## Goal
Give every line again exactly as it appears, please, but not the pictures.
++++++
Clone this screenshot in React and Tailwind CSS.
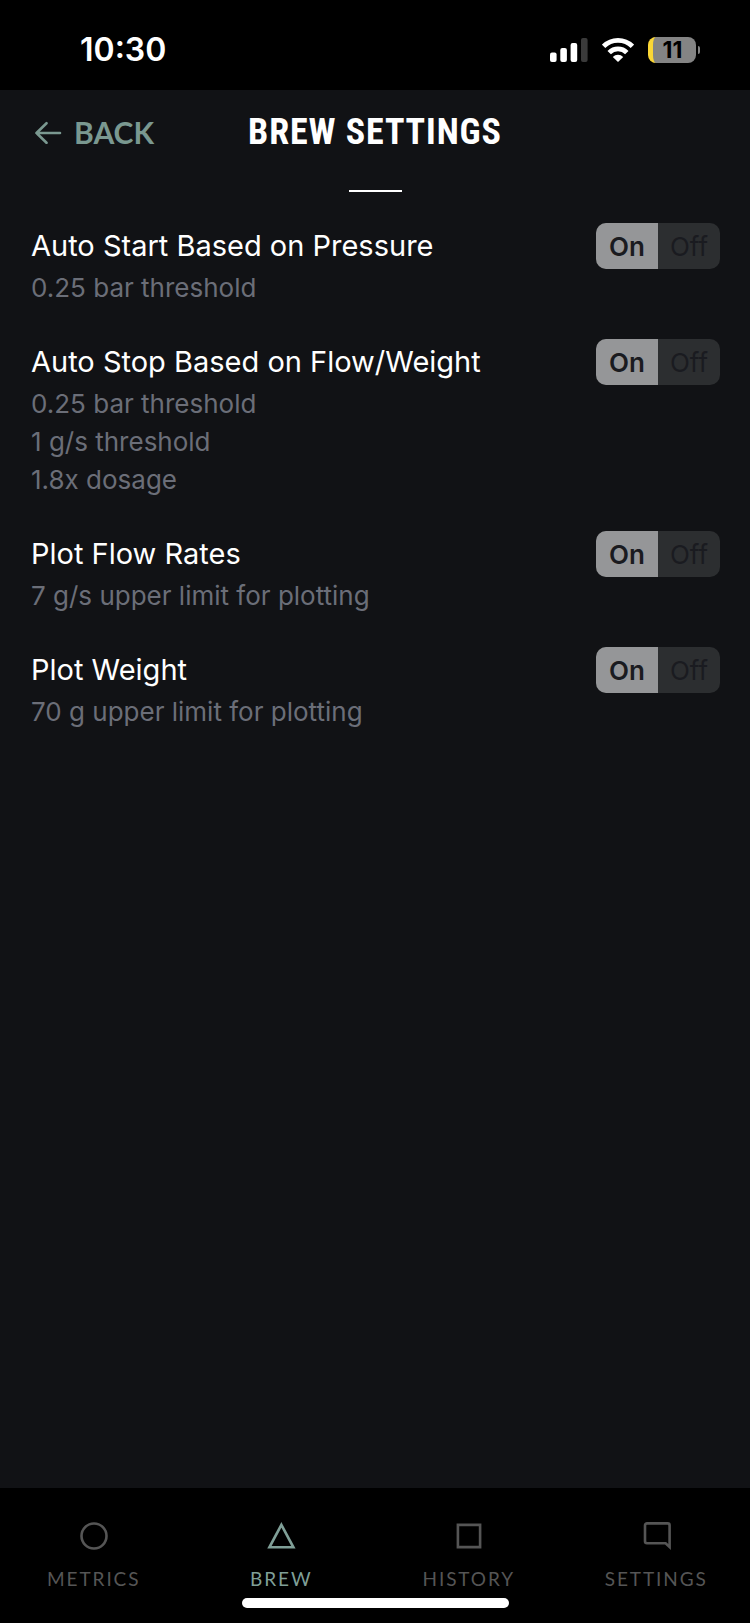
import { useState } from "react";

const SETTINGS = [
  {
    id: "auto-start",
    title: "Auto Start Based on Pressure",
    details: ["0.25 bar threshold"],
  },
  {
    id: "auto-stop",
    title: "Auto Stop Based on Flow/Weight",
    details: ["0.25 bar threshold", "1 g/s threshold", "1.8x dosage"],
  },
  {
    id: "plot-flow",
    title: "Plot Flow Rates",
    details: ["7 g/s upper limit for plotting"],
  },
  {
    id: "plot-weight",
    title: "Plot Weight",
    details: ["70 g upper limit for plotting"],
  },
];

const TABS = [
  { label: "METRICS", icon: <circle cx="15" cy="15" r="12.5" /> },
  { label: "BREW", icon: <path d="M15.4 3.8 27.4 26.3H3.4Z" /> },
  { label: "HISTORY", icon: <path d="M3.9 3.9h22.2v22.2H3.9Z" /> },
  {
    label: "SETTINGS",
    icon: <path d="M28.6 26V4.4a2 2 0 0 0-2-2H6a2 2 0 0 0-2 2v15.8a2 2 0 0 0 2 2h18.6Z" />,
  },
];

const StatusBar = () => (
  <div className="flex h-[90px] items-center justify-between bg-black pl-20 pr-[50px] pt-2.5">
    <span className="text-[32px] font-semibold leading-10">10:30</span>

    <div className="flex items-center gap-3.5">
      <svg width="38" height="24" viewBox="0 0 38 24" aria-hidden="true">
        <rect x="0" y="14.5" width="6.6" height="9.5" rx="2" fill="#fff" />
        <rect x="10.3" y="10" width="6.6" height="14" rx="2" fill="#fff" />
        <rect x="20.6" y="5" width="6.6" height="19" rx="2" fill="#fff" />
        <rect x="31" y="0" width="6.6" height="24" rx="2" fill="#3a3a3a" />
      </svg>

      <svg width="32" height="24" viewBox="0 0 32 24" aria-hidden="true">
        <g fill="none" stroke="#fff" strokeWidth="4.8">
          <path d="M1.6 8.4a20.4 20.4 0 0 1 28.8 0" />
          <path d="M7.2 14.6a12.4 12.4 0 0 1 17.6 0" />
        </g>
        <path d="M16 24l-5.2-5.1a7.4 7.4 0 0 1 10.4 0Z" fill="#fff" />
      </svg>

      <div className="flex items-center gap-0.5">
        <div className="flex h-[26px] w-12 items-center justify-center rounded-lg border-l-[5px] border-[#fbd735] bg-[#848484] pr-1 text-[23px] font-bold leading-none text-black">
          11
        </div>
        <div className="h-2 w-0.5 rounded-r-full bg-[#848484]" />
      </div>
    </div>
  </div>
);

const Toggle = ({ id, value, onChange }) => (
  <div
    role="radiogroup"
    aria-labelledby={id}
    className="flex h-[46px] shrink-0 overflow-hidden rounded-[10px] bg-[#2c2e30] text-[26px]"
  >
    {["On", "Off"].map((option) => (
      <label
        key={option}
        className="relative flex w-[62px] cursor-pointer items-center justify-center text-[#1a1b20] has-checked:bg-[#959698] has-checked:font-semibold"
      >
        <input
          type="radio"
          name={id}
          className="absolute inset-0 cursor-pointer appearance-none"
          checked={value === option}
          onChange={() => onChange(option)}
        />
        {option}
      </label>
    ))}
  </div>
);

const App = () => {
  const [values, setValues] = useState({});
  const [tab, setTab] = useState("BREW");

  return (
    <div className="flex min-h-screen flex-col bg-[#111215] font-['Inter',sans-serif] text-white">
      <StatusBar />

      <header className="flex flex-col items-center">
        <div className="grid h-[84px] w-full grid-cols-[1fr_auto_1fr] items-center px-[34px]">
          <button
            type="button"
            className="flex items-center gap-3 justify-self-start font-['Lato',sans-serif] text-[30px] font-bold text-[#7a9890]"
          >
            <svg
              width="28"
              height="24"
              viewBox="0 0 28 24"
              fill="none"
              stroke="currentColor"
              strokeWidth="2.6"
              strokeLinecap="round"
              strokeLinejoin="round"
              aria-hidden="true"
            >
              <path d="M26 13H2.5M12.5 3.2 2.5 13l10 9.8" />
            </svg>
            BACK
          </button>
          <h1 className="font-['Roboto_Condensed','Roboto',sans-serif] text-4xl font-bold tracking-wide">
            BREW SETTINGS
          </h1>
        </div>
        <div className="mt-4 h-0.5 w-[53px] bg-white" />
      </header>

      <main className="mt-[31px] flex flex-1 flex-col gap-8 pl-[31px] pr-[30px]">
        {SETTINGS.map((s) => (
          <section key={s.id} className="flex items-start justify-between">
            <div>
              <h2 id={s.id} className="text-[29px] leading-[46px]">
                {s.title}
              </h2>
              {s.details.map((d) => (
                <p key={d} className="text-[26px] leading-[38px] text-[#6b6e78]">
                  {d}
                </p>
              ))}
            </div>
            <Toggle
              id={s.id}
              value={values[s.id] ?? "On"}
              onChange={(v) => setValues((prev) => ({ ...prev, [s.id]: v }))}
            />
          </section>
        ))}
      </main>

      <nav className="flex h-[135px] flex-col items-center bg-black pt-[33px]">
        <div className="grid w-full grid-cols-4">
          {TABS.map(({ label, icon }) => (
            <button
              key={label}
              type="button"
              onClick={() => setTab(label)}
              className={`flex flex-col items-center gap-3.5 font-['Lato',sans-serif] text-[19px] leading-7 tracking-widest ${
                tab === label ? "text-[#7f9f97]" : "text-[#555555]"
              }`}
            >
              <svg
                width="30"
                height="30"
                viewBox="0 0 30 30"
                fill="none"
                stroke="currentColor"
                strokeWidth="2.6"
                aria-hidden="true"
              >
                {icon}
              </svg>
              {label}
            </button>
          ))}
        </div>
        <div className="mt-[5px] h-2.5 w-[267px] rounded-full bg-white" />
      </nav>
    </div>
  );
};

export default App;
++++++
## Completed task
Clone this screenshot in React and Tailwind CSS.
import { useState } from "react";

const SETTINGS = [
  {
    id: "auto-start",
    title: "Auto Start Based on Pressure",
    details: ["0.25 bar threshold"],
  },
  {
    id: "auto-stop",
    title: "Auto Stop Based on Flow/Weight",
    details: ["0.25 bar threshold", "1 g/s threshold", "1.8x dosage"],
  },
  {
    id: "plot-flow",
    title: "Plot Flow Rates",
    details: ["7 g/s upper limit for plotting"],
  },
  {
    id: "plot-weight",
    title: "Plot Weight",
    details: ["70 g upper limit for plotting"],
  },
];

const TABS = [
  { label: "METRICS", icon: <circle cx="15" cy="15" r="12.5" /> },
  { label: "BREW", icon: <path d="M15.4 3.8 27.4 26.3H3.4Z" /> },
  { label: "HISTORY", icon: <path d="M3.9 3.9h22.2v22.2H3.9Z" /> },
  {
    label: "SETTINGS",
    icon: <path d="M28.6 26V4.4a2 2 0 0 0-2-2H6a2 2 0 0 0-2 2v15.8a2 2 0 0 0 2 2h18.6Z" />,
  },
];

const StatusBar = () => (
  <div className="flex h-[90px] items-center justify-between bg-black pl-20 pr-[50px] pt-2.5">
    <span className="text-[32px] font-semibold leading-10">10:30</span>

    <div className="flex items-center gap-3.5">
      <svg width="38" height="24" viewBox="0 0 38 24" aria-hidden="true">
        <rect x="0" y="14.5" width="6.6" height="9.5" rx="2" fill="#fff" />
        <rect x="10.3" y="10" width="6.6" height="14" rx="2" fill="#fff" />
        <rect x="20.6" y="5" width="6.6" height="19" rx="2" fill="#fff" />
        <rect x="31" y="0" width="6.6" height="24" rx="2" fill="#3a3a3a" />
      </svg>

      <svg width="32" height="24" viewBox="0 0 32 24" aria-hidden="true">
        <g fill="none" stroke="#fff" strokeWidth="4.8">
          <path d="M1.6 8.4a20.4 20.4 0 0 1 28.8 0" />
          <path d="M7.2 14.6a12.4 12.4 0 0 1 17.6 0" />
        </g>
        <path d="M16 24l-5.2-5.1a7.4 7.4 0 0 1 10.4 0Z" fill="#fff" />
      </svg>

      <div className="flex items-center gap-0.5">
        <div className="flex h-[26px] w-12 items-center justify-center rounded-lg border-l-[5px] border-[#fbd735] bg-[#848484] pr-1 text-[23px] font-bold leading-none text-black">
          11
        </div>
        <div className="h-2 w-0.5 rounded-r-full bg-[#848484]" />
      </div>
    </div>
  </div>
);

const Toggle = ({ id, value, onChange }) => (
  <div
    role="radiogroup"
    aria-labelledby={id}
    className="flex h-[46px] shrink-0 overflow-hidden rounded-[10px] bg-[#2c2e30] text-[26px]"
  >
    {["On", "Off"].map((option) => (
      <label
        key={option}
        className="relative flex w-[62px] cursor-pointer items-center justify-center text-[#1a1b20] has-checked:bg-[#959698] has-checked:font-semibold"
      >
        <input
          type="radio"
          name={id}
          className="absolute inset-0 cursor-pointer appearance-none"
          checked={value === option}
          onChange={() => onChange(option)}
        />
        {option}
      </label>
    ))}
  </div>
);

const App = () => {
  const [values, setValues] = useState({});
  const [tab, setTab] = useState("BREW");

  return (
    <div className="flex min-h-screen flex-col bg-[#111215] font-['Inter',sans-serif] text-white">
      <StatusBar />

      <header className="flex flex-col items-center">
        <div className="grid h-[84px] w-full grid-cols-[1fr_auto_1fr] items-center px-[34px]">
          <button
            type="button"
            className="flex items-center gap-3 justify-self-start font-['Lato',sans-serif] text-[30px] font-bold text-[#7a9890]"
          >
            <svg
              width="28"
              height="24"
              viewBox="0 0 28 24"
              fill="none"
              stroke="currentColor"
              strokeWidth="2.6"
              strokeLinecap="round"
              strokeLinejoin="round"
              aria-hidden="true"
            >
              <path d="M26 13H2.5M12.5 3.2 2.5 13l10 9.8" />
            </svg>
            BACK
          </button>
          <h1 className="font-['Roboto_Condensed','Roboto',sans-serif] text-4xl font-bold tracking-wide">
            BREW SETTINGS
          </h1>
        </div>
        <div className="mt-4 h-0.5 w-[53px] bg-white" />
      </header>

      <main className="mt-[31px] flex flex-1 flex-col gap-8 pl-[31px] pr-[30px]">
        {SETTINGS.map((s) => (
          <section key={s.id} className="flex items-start justify-between">
            <div>
              <h2 id={s.id} className="text-[29px] leading-[46px]">
                {s.title}
              </h2>
              {s.details.map((d) => (
                <p key={d} className="text-[26px] leading-[38px] text-[#6b6e78]">
                  {d}
                </p>
              ))}
            </div>
            <Toggle
              id={s.id}
              value={values[s.id] ?? "On"}
              onChange={(v) => setValues((prev) => ({ ...prev, [s.id]: v }))}
            />
          </section>
        ))}
      </main>

      <nav className="flex h-[135px] flex-col items-center bg-black pt-[33px]">
        <div className="grid w-full grid-cols-4">
          {TABS.map(({ label, icon }) => (
            <button
              key={label}
              type="button"
              onClick={() => setTab(label)}
              className={`flex flex-col items-center gap-3.5 font-['Lato',sans-serif] text-[19px] leading-7 tracking-widest ${
                tab === label ? "text-[#7f9f97]" : "text-[#555555]"
              }`}
            >
              <svg
                width="30"
                height="30"
                viewBox="0 0 30 30"
                fill="none"
                stroke="currentColor"
                strokeWidth="2.6"
                aria-hidden="true"
              >
                {icon}
              </svg>
              {label}
            </button>
          ))}
        </div>
        <div className="mt-[5px] h-2.5 w-[267px] rounded-full bg-white" />
      </nav>
    </div>
  );
};

export default App;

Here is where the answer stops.